Thursday, January 29, 2009

El arte de la cita


Hay una serie de grabados que representa al dramaturgo irlandés George Barnard Shaw llegando al monte de piedad para empeñar su ropa.
—Oiga —le dice el empleado que lo recibe—. Estos pantalones son de Ibsen.
—Pues sí —contesta el escritor, mientras el anciano de la casa de empeño sigue separando la ropa.
—Veo también que el saco es de Nietzche.
—Sí, así es —dice Bernard Shaw.
—Además, oiga, el chaleco es de Schopenhauer.
—Bueno —le contesta el dramaturgo—, pero fíjese muy bien cómo se hace la combinación.
Esta anécdota aparece en una entrevista que una vez le hizo a Leonardo Sciascia el crítico francés James Dauphiné. El siciliano explicaba cómo en su novela Cándido, parodia del libro más conocido de Voltaire, se entregó con toda libertad y ligereza el juego de las citas, las referencias y las alusiones. Y es que en la actualidad, decía, así sucede con la literatura: “Tomamos los calzones de uno, el saco de otro, el chaleco de un tercero y procedemos a coser.” No hacemos sino escribir lo que ya ha sido escrito.
Valdría la penar recordar este incidente cuando con demasiada suspicacia se acusa a alguien de plagio, como si el plagio literario fuera posible. Lo que se discute a veces entre escritores es que siempre ha habido una ambigüedad entre la obligación de citar entre comillas una frase ajena y lo que suele entenderse por plagio.
Para unos el uso de las citas, o más bien su abuso, es un subterfugio para llamar la atención, quedar bien con alguien o disimular la ignorancia. Hay escritores que citan y escritores que no citan, acaso porque sienten que citar es una humillación o una cortesía o un homenaje que no merece nadie.
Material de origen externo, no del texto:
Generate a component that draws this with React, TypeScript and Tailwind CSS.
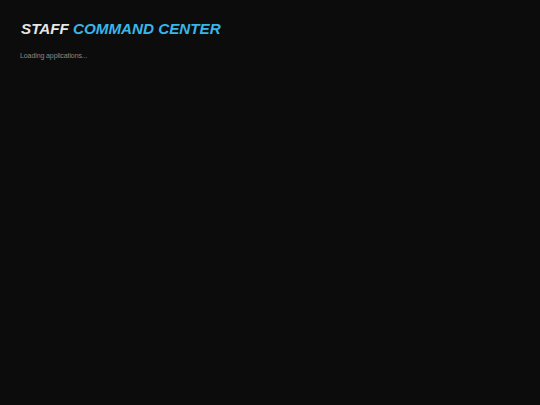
export default function App() {
  return (
    <div className="min-h-[405px] w-full bg-[#0c0c0c] px-5 pt-[20px]" style={{ fontFamily: '"Liberation Sans", Arial, sans-serif' }}>
      <h1 className="pl-px text-[15.2px] font-bold italic leading-[18px]">
        <span className="text-[#e6e6e6]">STAFF </span>
        <span className="text-[#38b6e8]">COMMAND CENTER</span>
      </h1>
      <p className="mt-[13px] text-[7px] leading-[9px] tracking-[-0.1px] text-[#8a8a8a]">Loading applications...</p>
    </div>
  );
}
José Emilio Pacheco es uno de los pocos escritores mexicanos que se permiten el arte de la cita.
Este arte combinatoria quiere poner en relación a unos autores con otros, entablar conversaciones entre autores muertos y autores vivos. No es imposible propiciar un diálogo entre escritores muertos y de otras lenguas con escritores vivos o también muertos pero de otros países y de otras lenguas y de diferentes tiempos: uno del siglo XVI con otro de finales del XX. Junto a Aristóteles puede comparecer el filósofo Wittgenstein. A un pensamiento de Kant puede arrimársele una idea de Bertrand Rusell. De esa manera continúa la tertulia literaria entre los personajes que uno escoge. Y esta conversación —el acto de leer es una conversación diferida, dice Gabriel Zaid— es una prueba más de que todos estamos escribiendo el gran libro universal de toda la huamnidad.
Ricciarda Ricorda, maestra de literatura italiana moderna y contemporánea en Venecia, ha escrito incluso un ensayo sobre “Sciascia ovvero la retorica della citazione”: la retórica de la cita. Un texto con una cita añadida se vuelve otro decir. En algo aumenta la producción de sentido. Y no es fácil acertar con una buena cita que embone bien con la idea apenas esbozada en otro párrafo y venga, de rebote, a enriquecerlo. Por eso es un arte. No cualquiera puede entenderlo.
Pascal pensaba lo mismo que Bernard Shaw: “No se diga que yo no he dicho nada nuevo: la disposición de los temas es nueva. Cuando se juega a la pelota ambos jugadores usan la misma pelota, pero uno la coloca mejor que el otro.”